### EXERCISE DETAILS
All of the listing below must be repeated word for word. Pictures are the only thing to omit.

### INFORMATION SUPPLIED
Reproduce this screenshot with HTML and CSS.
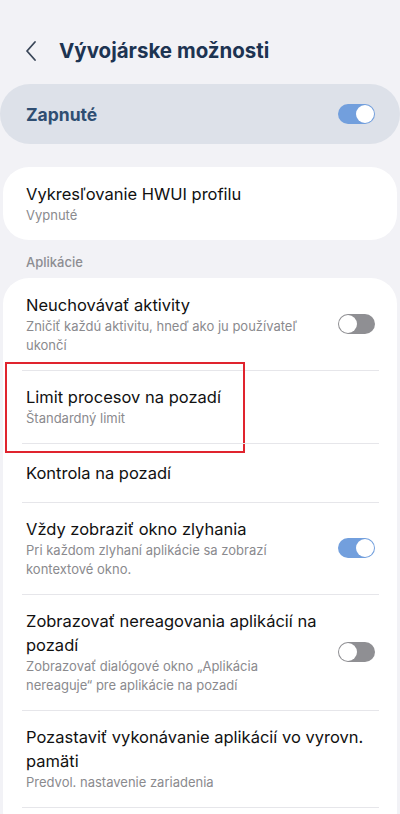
FILE: index.html
```html
<!DOCTYPE html>
<html lang="sk">
<head>
<meta charset="utf-8">
<link rel="stylesheet" href="styles.css">
</head>
<body>
<div class="screen">
  <header class="topbar">
    <svg class="back" width="14" height="22" viewBox="0 0 14 22"><path d="M11 2 L3 11 L11 20" fill="none" stroke="#3a4658" stroke-width="1.8" stroke-linecap="round" stroke-linejoin="round"/></svg>
    <h1 class="title">Vývojárske možnosti</h1>
  </header>

  <div class="master">
    <span class="master-label">Zapnuté</span>
    <span class="toggle on"><span class="knob"></span></span>
  </div>

  <div class="card">
    <div class="row">
      <div class="text">
        <div class="row-title">Vykresľovanie HWUI profilu</div>
        <div class="row-sub">Vypnuté</div>
      </div>
    </div>
  </div>

  <div class="section">Aplikácie</div>

  <div class="card list">
    <div class="row">
      <div class="text">
        <div class="row-title">Neuchovávať aktivity</div>
        <div class="row-sub">Zničiť každú aktivitu, hneď ako ju používateľ ukončí</div>
      </div>
      <span class="toggle off"><span class="knob"></span></span>
    </div>
    <div class="row">
      <div class="text">
        <div class="row-title">Limit procesov na pozadí</div>
        <div class="row-sub">Štandardný limit</div>
      </div>
      <span class="highlight"></span>
    </div>
    <div class="row single">
      <div class="text">
        <div class="row-title">Kontrola na pozadí</div>
      </div>
    </div>
    <div class="row">
      <div class="text">
        <div class="row-title">Vždy zobraziť okno zlyhania</div>
        <div class="row-sub">Pri každom zlyhaní aplikácie sa zobrazí kontextové okno.</div>
      </div>
      <span class="toggle on"><span class="knob"></span></span>
    </div>
    <div class="row">
      <div class="text">
        <div class="row-title">Zobrazovať nereagovania aplikácií na pozadí</div>
        <div class="row-sub">Zobrazovať dialógové okno „Aplikácia nereaguje“ pre aplikácie na pozadí</div>
      </div>
      <span class="toggle off"><span class="knob"></span></span>
    </div>
    <div class="row wide">
      <div class="text">
        <div class="row-title">Pozastaviť vykonávanie aplikácií vo vyrovn. pamäti</div>
        <div class="row-sub">Predvol. nastavenie zariadenia</div>
      </div>
    </div>
    <div class="row empty"></div>
  </div>
</div>
</body>
</html>
```

FILE: styles.css
```css
* { box-sizing: border-box; }
html, body { margin: 0; padding: 0; }
body {
  background: #f2f2f6;
  font-family: Inter, Roboto, "Noto Sans", sans-serif;
  width: 400px;
  height: 814px;
  overflow: hidden;
}
.screen { padding: 0 3px; }
.topbar {
  display: flex;
  align-items: center;
  height: 100px;
  padding: 0 0 0 24px;
  margin: 0 -3px;
}
.back { margin-right: 21px; margin-top: 2px; }
.title {
  margin: 0;
  font-size: 20.5px;
  font-weight: 700;
  color: #1d3452;
  letter-spacing: 0;
}
.master {
  margin: -16px -3px 0;
  height: 60px;
  border-radius: 30px;
  background: #dde1e9;
  display: flex;
  align-items: center;
  justify-content: space-between;
  padding: 0 25px 0 26px;
}
.master-label {
  font-size: 17.5px;
  font-weight: 700;
  color: #2f4e72;
}
.toggle {
  position: relative;
  flex: none;
  width: 37px;
  height: 20px;
  border-radius: 10px;
}
.toggle.on { background: #729fdd; }
.toggle.off { background: #8f8f93; }
.knob {
  position: absolute;
  top: 1px;
  width: 18px;
  height: 18px;
  border-radius: 50%;
  background: #fff;
}
.toggle.on .knob { right: 1px; }
.toggle.off .knob { left: 1px; }

.card {
  background: #fff;
  border-radius: 26px;
  margin-top: 23px;
}
.row {
  position: relative;
  display: flex;
  align-items: center;
  justify-content: space-between;
  padding: 15px 22px 15px 23px;
  min-height: 73px;
}
.list .row + .row::before {
  content: "";
  position: absolute;
  top: 0;
  left: 19px;
  right: 18px;
  height: 1px;
  background: #e6e6ea;
}
.text { max-width: 302px; }
.wide .text { max-width: 362px; }
.row-title {
  font-size: 16.5px;
  color: #111;
  line-height: 24px;
}
.row-sub {
  font-size: 13px;
  color: #8a8a8e;
  line-height: 19px;
  max-width: 290px;
}
.single { min-height: 59px; }
.empty { min-height: 20px; }
.section {
  font-size: 13px;
  font-weight: 500;
  color: #8d8d92;
  padding: 14px 0 0 23px;
  height: 38px;
}
.section + .card { margin-top: 0; }
.highlight {
  position: absolute;
  left: 2px;
  top: -8px;
  width: 240px;
  height: 91px;
  border: 2px solid #e0242e;
}
```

### RESULT OF THE EXERCISE
Reproduce this screenshot with HTML and CSS.
FILE: index.html
```html
<!DOCTYPE html>
<html lang="sk">
<head>
<meta charset="utf-8">
<link rel="stylesheet" href="styles.css">
</head>
<body>
<div class="screen">
  <header class="topbar">
    <svg class="back" width="14" height="22" viewBox="0 0 14 22"><path d="M11 2 L3 11 L11 20" fill="none" stroke="#3a4658" stroke-width="1.8" stroke-linecap="round" stroke-linejoin="round"/></svg>
    <h1 class="title">Vývojárske možnosti</h1>
  </header>

  <div class="master">
    <span class="master-label">Zapnuté</span>
    <span class="toggle on"><span class="knob"></span></span>
  </div>

  <div class="card">
    <div class="row">
      <div class="text">
        <div class="row-title">Vykresľovanie HWUI profilu</div>
        <div class="row-sub">Vypnuté</div>
      </div>
    </div>
  </div>

  <div class="section">Aplikácie</div>

  <div class="card list">
    <div class="row">
      <div class="text">
        <div class="row-title">Neuchovávať aktivity</div>
        <div class="row-sub">Zničiť každú aktivitu, hneď ako ju používateľ ukončí</div>
      </div>
      <span class="toggle off"><span class="knob"></span></span>
    </div>
    <div class="row">
      <div class="text">
        <div class="row-title">Limit procesov na pozadí</div>
        <div class="row-sub">Štandardný limit</div>
      </div>
      <span class="highlight"></span>
    </div>
    <div class="row single">
      <div class="text">
        <div class="row-title">Kontrola na pozadí</div>
      </div>
    </div>
    <div class="row">
      <div class="text">
        <div class="row-title">Vždy zobraziť okno zlyhania</div>
        <div class="row-sub">Pri každom zlyhaní aplikácie sa zobrazí kontextové okno.</div>
      </div>
      <span class="toggle on"><span class="knob"></span></span>
    </div>
    <div class="row">
      <div class="text">
        <div class="row-title">Zobrazovať nereagovania aplikácií na pozadí</div>
        <div class="row-sub">Zobrazovať dialógové okno „Aplikácia nereaguje“ pre aplikácie na pozadí</div>
      </div>
      <span class="toggle off"><span class="knob"></span></span>
    </div>
    <div class="row wide">
      <div class="text">
        <div class="row-title">Pozastaviť vykonávanie aplikácií vo vyrovn. pamäti</div>
        <div class="row-sub">Predvol. nastavenie zariadenia</div>
      </div>
    </div>
    <div class="row empty"></div>
  </div>
</div>
</body>
</html>
```

FILE: styles.css
```css
* { box-sizing: border-box; }
html, body { margin: 0; padding: 0; }
body {
  background: #f2f2f6;
  font-family: Inter, Roboto, "Noto Sans", sans-serif;
  width: 400px;
  height: 814px;
  overflow: hidden;
}
.screen { padding: 0 3px; }
.topbar {
  display: flex;
  align-items: center;
  height: 100px;
  padding: 0 0 0 24px;
  margin: 0 -3px;
}
.back { margin-right: 21px; margin-top: 2px; }
.title {
  margin: 0;
  font-size: 20.5px;
  font-weight: 700;
  color: #1d3452;
  letter-spacing: 0;
}
.master {
  margin: -16px -3px 0;
  height: 60px;
  border-radius: 30px;
  background: #dde1e9;
  display: flex;
  align-items: center;
  justify-content: space-between;
  padding: 0 25px 0 26px;
}
.master-label {
  font-size: 17.5px;
  font-weight: 700;
  color: #2f4e72;
}
.toggle {
  position: relative;
  flex: none;
  width: 37px;
  height: 20px;
  border-radius: 10px;
}
.toggle.on { background: #729fdd; }
.toggle.off { background: #8f8f93; }
.knob {
  position: absolute;
  top: 1px;
  width: 18px;
  height: 18px;
  border-radius: 50%;
  background: #fff;
}
.toggle.on .knob { right: 1px; }
.toggle.off .knob { left: 1px; }

.card {
  background: #fff;
  border-radius: 26px;
  margin-top: 23px;
}
.row {
  position: relative;
  display: flex;
  align-items: center;
  justify-content: space-between;
  padding: 15px 22px 15px 23px;
  min-height: 73px;
}
.list .row + .row::before {
  content: "";
  position: absolute;
  top: 0;
  left: 19px;
  right: 18px;
  height: 1px;
  background: #e6e6ea;
}
.text { max-width: 302px; }
.wide .text { max-width: 362px; }
.row-title {
  font-size: 16.5px;
  color: #111;
  line-height: 24px;
}
.row-sub {
  font-size: 13px;
  color: #8a8a8e;
  line-height: 19px;
  max-width: 290px;
}
.single { min-height: 59px; }
.empty { min-height: 20px; }
.section {
  font-size: 13px;
  font-weight: 500;
  color: #8d8d92;
  padding: 14px 0 0 23px;
  height: 38px;
}
.section + .card { margin-top: 0; }
.highlight {
  position: absolute;
  left: 2px;
  top: -8px;
  width: 240px;
  height: 91px;
  border: 2px solid #e0242e;
}
```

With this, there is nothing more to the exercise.